За внешней сдержанностью и суровым ригоризмом Княжко скрывается способность к романтической мечте, к возвышенным чувствам: »… я хотел бы бать или рыцарем, или Андреем Болконским (мой тёзка)…»- пишет он в письме к санинструктору Гале. Княжко чувствует личную ответственность не только за исход боя с немецкими самоходками, может быть, последнего в этой войне, но и за дальнейшие судьбы всего мира. Именно он по собственной инициативе берёт на себя опасную роль парламентёра, спасая жизнь немецким юношам, обманутым фашизмом, и гибнет от пули эсесовца. В подвиге Княжко, утверждающем высокий гуманизм мира социализма, нашло своё отражение величия народного героизма и трагизм потерь, ценою которых была завоёвана победа, мир на земле.

Княжко на всю жизнь остаётся идеалом, образцом высокого мужества и человечности для Никитина. В его писательской деятельности, в свойственном ему чувстве ответственности за судьбы послевоенного мира, в постоянном стремлении к самосовершенствованию Никитин продолжает борьбу за те высокие идеалы, которые он защищал в боях Великой Отечественной войны, за которые отдал жизнь его лучший друг Княжко. В споре с Дицманом, проповедующим насаждаемые буржуазными идеологами лживые тезисы о несовершенстве, порочности человеческой природы, стремящимся выдать бездуховность и культ потребительства, свойственные буржуазному миру, за всеобщую норму.
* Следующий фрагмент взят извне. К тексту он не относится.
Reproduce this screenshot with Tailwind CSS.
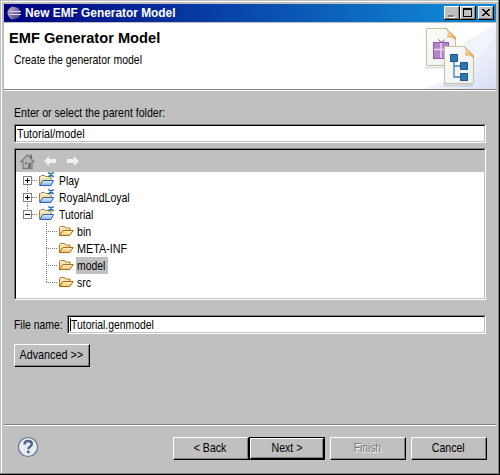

Никитин защищает высокую гуманистическую сущность революционных преобразований Октября, открывших для каждого человека возможность для невиданного духовного роста. «Революция, - говорит Никитин, - это отрицание безнравственности и утверждения нравственности, то есть веры человека и борьбу и, конечно, совесть как руководство к действию».